_What the task requires_:
Pick out each line containing the string "styles".

_Raw data_:

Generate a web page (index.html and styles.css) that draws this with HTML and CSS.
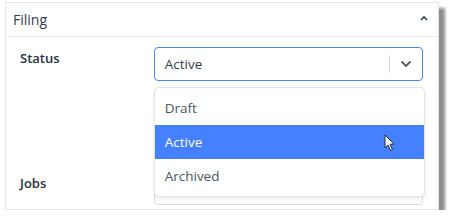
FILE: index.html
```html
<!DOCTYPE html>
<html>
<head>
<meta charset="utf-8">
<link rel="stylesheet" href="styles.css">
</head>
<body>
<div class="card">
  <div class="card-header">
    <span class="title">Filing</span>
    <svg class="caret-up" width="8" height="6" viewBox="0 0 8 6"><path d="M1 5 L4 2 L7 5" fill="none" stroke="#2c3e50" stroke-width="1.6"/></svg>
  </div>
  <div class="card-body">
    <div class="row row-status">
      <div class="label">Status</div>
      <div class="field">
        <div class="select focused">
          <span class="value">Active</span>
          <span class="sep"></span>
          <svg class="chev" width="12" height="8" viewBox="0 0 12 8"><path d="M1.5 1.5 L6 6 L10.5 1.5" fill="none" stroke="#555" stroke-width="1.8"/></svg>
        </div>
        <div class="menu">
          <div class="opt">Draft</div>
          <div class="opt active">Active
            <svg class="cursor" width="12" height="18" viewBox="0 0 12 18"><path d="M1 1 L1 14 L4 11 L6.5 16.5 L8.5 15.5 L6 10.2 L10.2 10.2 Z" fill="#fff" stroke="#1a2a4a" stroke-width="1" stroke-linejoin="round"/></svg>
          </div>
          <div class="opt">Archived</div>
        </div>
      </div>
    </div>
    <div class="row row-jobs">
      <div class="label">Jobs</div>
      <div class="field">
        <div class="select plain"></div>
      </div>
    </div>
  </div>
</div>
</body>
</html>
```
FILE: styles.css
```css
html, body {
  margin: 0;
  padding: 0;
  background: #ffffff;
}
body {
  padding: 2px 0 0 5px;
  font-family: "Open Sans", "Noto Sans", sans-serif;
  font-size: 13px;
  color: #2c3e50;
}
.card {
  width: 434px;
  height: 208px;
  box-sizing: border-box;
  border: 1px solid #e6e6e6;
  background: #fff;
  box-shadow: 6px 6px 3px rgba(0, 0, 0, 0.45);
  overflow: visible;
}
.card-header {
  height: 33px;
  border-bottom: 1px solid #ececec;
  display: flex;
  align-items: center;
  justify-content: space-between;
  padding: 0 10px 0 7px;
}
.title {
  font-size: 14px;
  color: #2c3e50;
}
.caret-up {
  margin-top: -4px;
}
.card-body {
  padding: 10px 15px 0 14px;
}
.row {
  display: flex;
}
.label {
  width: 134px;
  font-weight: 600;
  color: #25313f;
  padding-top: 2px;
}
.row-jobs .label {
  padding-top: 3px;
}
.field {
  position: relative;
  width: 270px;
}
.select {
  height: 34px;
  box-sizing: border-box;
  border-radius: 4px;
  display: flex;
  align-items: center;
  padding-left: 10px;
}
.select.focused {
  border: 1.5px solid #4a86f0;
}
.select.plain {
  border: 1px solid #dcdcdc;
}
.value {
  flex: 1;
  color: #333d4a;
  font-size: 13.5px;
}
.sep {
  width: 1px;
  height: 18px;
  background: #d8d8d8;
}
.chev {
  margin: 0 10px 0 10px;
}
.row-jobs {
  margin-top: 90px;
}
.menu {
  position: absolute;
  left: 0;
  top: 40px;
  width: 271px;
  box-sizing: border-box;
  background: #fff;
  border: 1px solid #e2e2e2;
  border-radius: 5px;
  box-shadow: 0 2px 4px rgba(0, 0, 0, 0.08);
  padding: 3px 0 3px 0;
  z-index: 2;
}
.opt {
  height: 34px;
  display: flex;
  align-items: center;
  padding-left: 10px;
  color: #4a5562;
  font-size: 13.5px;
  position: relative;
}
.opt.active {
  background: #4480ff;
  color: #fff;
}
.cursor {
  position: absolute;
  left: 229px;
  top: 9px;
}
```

_Answer for this exercise_:
Generate a web page (index.html and styles.css) that draws this with HTML and CSS.
<link rel="stylesheet" href="styles.css">
FILE: styles.css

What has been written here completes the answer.